9 Make Filtering Techniques That Fix Onboarding Data Precision in 2026

Onboarding automation breaks at the data layer, not the integration layer. The scenario connections work fine. What fails is the logic controlling which data moves, when, and to where. A new hire’s first week is shaped entirely by whether the right provisioning triggers fired, the right payroll fields populated, and the right benefits enrollment path activated — all of which depend on filters you either built or didn’t. This listicle covers the nine filtering techniques that eliminate every major onboarding data failure mode, ranked by the breadth of problems each one solves. For the full framework connecting filtering to mapping and HR data integrity, see the parent guide on data filtering and mapping in Make for HR automation.


1 — Field-Existence Checks: Block Incomplete Records Before Anything Fires

The first filter every onboarding scenario needs is the simplest: confirm that required fields are not empty before allowing any downstream action. An incomplete record that reaches payroll or IT provisioning creates more work than doing nothing at all.

  • Required fields to gate: Start date, department, employment type, employee ID, legal name.
  • Operator to use: “Exists” or “Is not empty” on every mandatory field — chain them with AND logic so all conditions must pass simultaneously.
  • What happens on failure: Route the incomplete record to a separate error branch that logs the record to a spreadsheet and sends a Slack or email alert to the HR coordinator for manual review.
  • Why it ranks first: Every other filter on this list depends on having valid field values to evaluate. If the field is empty, downstream filters produce false positives or silent errors.

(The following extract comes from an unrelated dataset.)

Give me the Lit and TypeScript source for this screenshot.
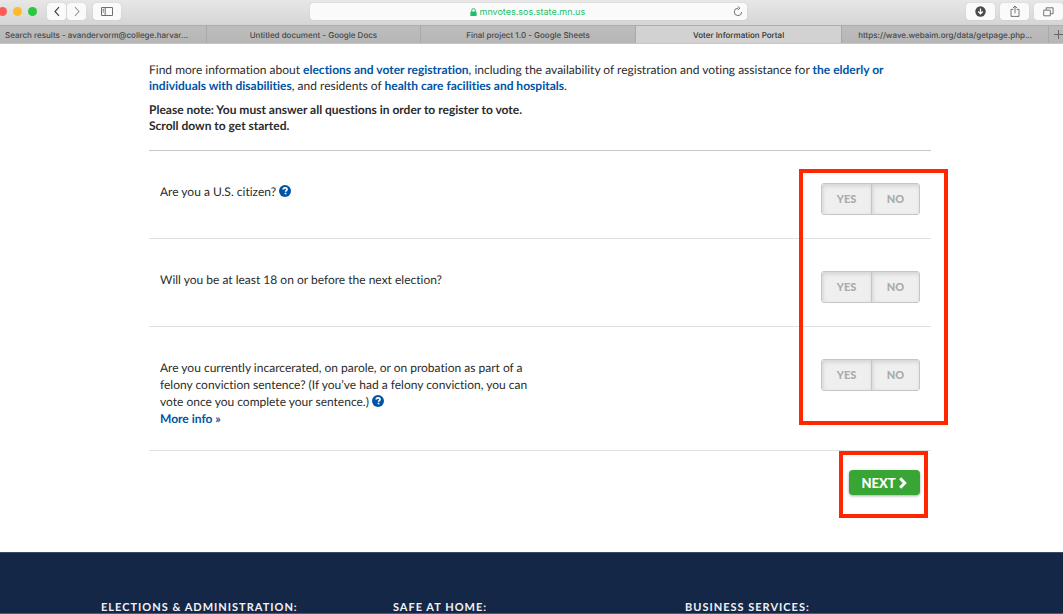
import { LitElement, html, css } from "lit";
import { customElement, property, state } from "lit/decorators.js";

const helpIcon = html`<svg class="help-icon" viewBox="0 0 12 12" aria-hidden="true">
  <circle cx="6" cy="6" r="6" fill="#0054a6" />
  <path d="M4.2 4.6C4.2 3.4 5 2.9 6.1 2.9s1.9.6 1.9 1.6c0 1.1-1.4 1.2-1.4 2.3" fill="none" stroke="#fff" stroke-width="1.7" />
  <rect x="5.7" y="7.7" width="1.7" height="1.6" fill="#fff" />
</svg>`;

@customElement("browser-bar")
class BrowserBar extends LitElement {
  static styles = css`
    :host { display: block; font-family: Inter, "Liberation Sans", sans-serif; }
    .toolbar {
      display: flex; align-items: flex-start; height: 25px; box-sizing: border-box; padding-top: 3px;
      background: linear-gradient(#e7e7e7, #d5d5d5);
    }
    .left { flex: 1 1 310px; display: flex; align-items: center; }
    .right { flex: 1 1 316px; display: flex; justify-content: flex-end; gap: 5px; }
    .lights { display: flex; gap: 6px; margin: 0 10px 0 -2px; }
    .light { width: 9px; height: 9px; border-radius: 50%; }
    .red { background: #fc5b57; }
    .yellow { background: #fdbc2e; }
    .green { background: #28c940; }
    button {
      display: grid; place-items: center; width: 29px; height: 17px; padding: 0; border: 0;
      border-radius: 3px; background: #fafafa; box-shadow: 0 0 1px #aaa;
    }
    .nav { display: flex; gap: 1px; margin-right: 7px; }
    .nav button { width: 19px; }
    .tool { width: 28px; }
    .address {
      flex: 0 1 437px; height: 17px; position: relative; border-radius: 3px; background: #fafafa;
      box-shadow: 0 0 1px #aaa; display: flex; align-items: center; justify-content: center; gap: 3px;
    }
    .address input {
      width: 108px; padding: 0; border: 0; outline: 0; background: none; font: 9px Inter, sans-serif;
      line-height: 17px; height: 17px; color: #1cbf6b;
    }
    .reload { position: absolute; right: 4px; top: 3px; width: 11px; height: 11px; background: none; box-shadow: none; }
    .tabs {
      display: flex; height: 19px; box-sizing: border-box; border-top: 1px solid #adadad;
      border-bottom: 1px solid #c6c6c6; background: linear-gradient(#bdbdbd, #b6b6b6); overflow: hidden;
    }
    .tab {
      flex: 1 1 207px; box-sizing: border-box; min-width: 0; padding: 0 6px; text-align: center; text-decoration: none;
      white-space: nowrap; overflow: hidden; text-overflow: ellipsis;
      font-size: 8px; font-weight: 500; line-height: 18px; color: #474747; border-right: 1px solid #a8a8a8;
    }
    .first { padding: 0 12px 0 5px; text-align: left; }
    .wide { flex-basis: 215px; }
    .active { background: #d2d2d2; color: #2c2c2c; }
    .add { flex: none; width: 14px; height: 17px; padding-left: 5px; border-radius: 0; background: none; box-shadow: none; }
  `;
  render() {
    const tabs = [
      ["Search results - avandervorm@college.harvar...", "first"],
      ["Untitled document - Google Docs", "wide"],
      ["Final project 1.0 - Google Sheets", "wide"],
      ["Voter Information Portal", "active"],
      ["https://wave.webaim.org/data/getpage.php...", ""],
    ];
    return html`
      <div class="toolbar">
        <div class="left">
          <div class="lights"><span class="light red"></span><span class="light yellow"></span><span class="light green"></span></div>
          <div class="nav">
            <button aria-label="Back"><svg width="8" height="11" viewBox="0 0 8 11"><path d="M6 1.2 2 5.5l4 4.3" fill="none" stroke="#444" stroke-width="1.2" /></svg></button>
            <button aria-label="Forward"><svg width="8" height="11" viewBox="0 0 8 11"><path d="m2 1.2 4 4.3-4 4.3" fill="none" stroke="#999" stroke-width="1.1" /></svg></button>
          </div>
          <button class="tool" aria-label="Sidebar"><svg width="12" height="9" viewBox="0 0 12 9"><path d="M.5.5h11v8H.5zM4.2.5v8M1.7 2.3h1.2M1.7 3.7h1.2M1.7 5.1h1.2" fill="none" stroke="#606060" stroke-width=".9" /></svg></button>
        </div>
        <div class="address">
          <svg width="7" height="8" viewBox="0 0 7 8"><rect x=".4" y="3.4" width="6.2" height="4.6" rx=".6" fill="#1cbf6b" /><path d="M1.7 3.7V2.4a1.8 1.8 0 0 1 3.6 0v1.3" fill="none" stroke="#1cbf6b" stroke-width="1" /></svg>
          <input aria-label="Address" value="mnvotes.sos.state.mn.us" />
          <button class="reload" aria-label="Reload"><svg width="10" height="11" viewBox="0 0 10 11"><path d="M5 2.2A3.7 3.7 0 1 0 8.7 6M4.7.4l2.2 1.8-2.2 1.9" fill="none" stroke="#666" stroke-width=".9" /></svg></button>
        </div>
        <div class="right">
          <button aria-label="Downloads"><svg width="11" height="11" viewBox="0 0 11 11"><circle cx="5.5" cy="5.5" r="5.2" fill="#4a4a4a" /><path d="M5.5 2.4v5M3.2 5.5l2.3 2.4 2.3-2.4" fill="none" stroke="#fff" stroke-width="1.3" /></svg></button>
          <button aria-label="Share"><svg width="10" height="13" viewBox="0 0 10 13"><path d="M3.3 4.4H1v7h8v-7H6.7M5 8.3V1M2.9 3.1 5 1l2.1 2.1" fill="none" stroke="#666" stroke-width=".9" /></svg></button>
          <button aria-label="Show all tabs"><svg width="11" height="10" viewBox="0 0 11 10"><path d="M.7 3.2h6.6v5.6H.7zM3.2 3V.8h6.9v5.9H7.5" fill="none" stroke="#666" stroke-width=".9" /></svg></button>
        </div>
      </div>
      <nav class="tabs" aria-label="Tabs">
        ${tabs.map(([name, kind]) => html`<a class="tab ${kind}" href="#">${name}</a>`)}
        <button class="add" aria-label="New tab"><svg width="9" height="9" viewBox="0 0 9 9"><path d="M4.5 0v9M0 4.5h9" stroke="#666" stroke-width="1" /></svg></button>
      </nav>`;
  }
}

@customElement("yes-no")
class YesNo extends LitElement {
  @property() label = "";
  @state() answer = "";
  static styles = css`
    :host { display: block; }
    .toggle {
      display: flex; box-sizing: border-box; height: 32px; border: 1px solid #c6c6c6; border-radius: 3px;
      overflow: hidden;
    }
    button {
      width: 47px; padding: 0 0 2px; border: 0; background: #efefef; color: #aaa;
      font: 900 11px Lato, sans-serif; box-shadow: inset 1px 2px 4px #d2d2d2;
    }
    button:first-child { width: 50px; border-right: 1px solid #c6c6c6; }
    button[aria-pressed="true"] { color: #333; }
  `;
  render() {
    return html`<div class="toggle" role="group" aria-label=${this.label}>
      ${["YES", "NO"].map((v) => html`<button aria-pressed=${this.answer === v} @click=${() => (this.answer = v)}>${v}</button>`)}
    </div>`;
  }
}

@customElement("app-root")
class AppRoot extends LitElement {
  static styles = css`
    :host {
      display: block; background: #fff; color: #2b2b2b; font: 12px/17px Lato, sans-serif;
      text-rendering: geometricPrecision; font-variant-ligatures: none;
    }
    main { padding: 18px 132px 57px 149px; }
    p { margin: 0 0 8px; line-height: 16px; }
    a { color: #0054a6; font-weight: 700; text-decoration: none; }
    .note { margin-bottom: 16px; font-weight: 700; }
    .questions { position: relative; border-top: 1px solid #c8c8c8; }
    .question {
      display: flex; justify-content: space-between; align-items: flex-start;
      padding: 32px 11px 23px; border-bottom: 1px solid #e0e0e0;
    }
    .text { max-width: 370px; }
    .help { display: inline-block; width: 12px; height: 12px; padding: 0; border: 0; background: none; vertical-align: -1px; }
    .help-icon { display: block; width: 12px; height: 12px; }
    .actions { position: relative; display: flex; justify-content: flex-end; padding: 19px 11px 0; }
    .next {
      display: flex; align-items: center; justify-content: center; gap: 2px; width: 71px; height: 25px; padding: 0;
      border: 0; border-radius: 4px; background: #39a535; color: #fff; font: 900 13px Lato, sans-serif;
      box-shadow: 0 1px 3px #aaa;
    }
    .mark { position: absolute; box-sizing: border-box; border: 4px solid #ff2600; pointer-events: none; }
    .mark-answers { top: 18px; right: -17px; bottom: 26px; width: 149px; }
    .mark-next { top: 0; right: 3px; bottom: -23px; width: 89px; }
    footer {
      display: grid; grid-template-columns: repeat(3, 292px); padding: 49px 0 0 101px;
      background: #152747; border-top: 1px solid #3b4a66; overflow: hidden;
    }
    h2 { margin: 0; font-size: 11px; font-weight: 700; line-height: 11px; letter-spacing: 1px; color: #f0f2f5; }
    .edge { height: 2px; background: linear-gradient(90deg, #8a6544 30px, #f1efed 30px calc(100% - 13px), #8a6544 0); box-sizing: border-box; border-top: 1px solid #6b5346; }
  `;
  render() {
    return html`
      <browser-bar></browser-bar>
      <main>
        <p>Find more information about <a href="#">elections and voter registration</a>, including the availability of registration and voting assistance for <a href="#">the elderly or individuals with disabilities</a>, and residents of <a href="#">health care facilities and hospitals</a>.</p>
        <p class="note">Please note: You must answer all questions in order to register to vote.<br />Scroll down to get started.</p>
        <section class="questions">
          <div class="question">
            <div class="text">Are you a U.S. citizen? <button class="help" aria-label="Help">${helpIcon}</button></div>
            <yes-no label="U.S. citizen"></yes-no>
          </div>
          <div class="question">
            <div class="text">Will you be at least 18 on or before the next election?</div>
            <yes-no label="At least 18"></yes-no>
          </div>
          <div class="question">
            <div class="text">Are you currently incarcerated, on parole, or on probation as part of a felony conviction sentence? (If you’ve had a felony conviction, you can vote once you complete your sentence.) <button class="help" aria-label="Help">${helpIcon}</button><br /><a href="#">More info »</a></div>
            <yes-no label="Felony conviction"></yes-no>
          </div>
          <div class="mark mark-answers"></div>
        </section>
        <div class="actions">
          <button class="next">NEXT<svg width="10" height="12" viewBox="0 0 10 12"><path d="M2.2 1.3 6.7 6l-4.5 4.7" fill="none" stroke="#fff" stroke-width="3" /></svg></button>
          <div class="mark mark-next"></div>
        </div>
      </main>
      <footer><h2>ELECTIONS &amp; ADMINISTRATION:</h2><h2>SAFE AT HOME:</h2><h2>BUSINESS SERVICES:</h2></footer>
      <div class="edge"></div>`;
  }
}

Verdict: Non-negotiable. Build this before any other filter in the scenario. No exceptions.


2 — Deduplication Filters: Stop the Same Record From Triggering Twice

ATS webhooks fire more than once. Recruiters update candidate records mid-process. Integrations retry on timeout. Without a deduplication gate, a single new hire can receive two equipment orders, two payroll entries, and two system provisioning requests. The Make™ Data Store module solves this cleanly.

  • Mechanism: Before any action module, query a Data Store using the candidate’s unique ATS ID. If the ID already exists, a filter set to “does not exist” stops the scenario for that record.
  • Write the ID: On first successful pass, write the ID to the Data Store so subsequent triggers are blocked.
  • Include a reset path: Build a separate administrative scenario that removes IDs from the store when a legitimate re-trigger is needed (e.g., a rehire).
  • Pairs with: The guide on filtering candidate duplicates in Make covers this pattern in detail for recruitment pipelines.

Verdict: Essential in any scenario that uses webhooks or scheduled polling. Skipping this is the single most common cause of downstream double-entry errors.


3 — Employment-Type Routing: Branch the Workflow by Hire Classification

Full-time, part-time, contract, intern — each classification triggers a different set of onboarding actions. Benefits enrollment is only relevant for qualifying employees. Equipment provisioning varies by role type. Training paths differ by classification. A single unfiltered scenario that treats all hires identically produces errors for every classification that doesn’t match the assumed default.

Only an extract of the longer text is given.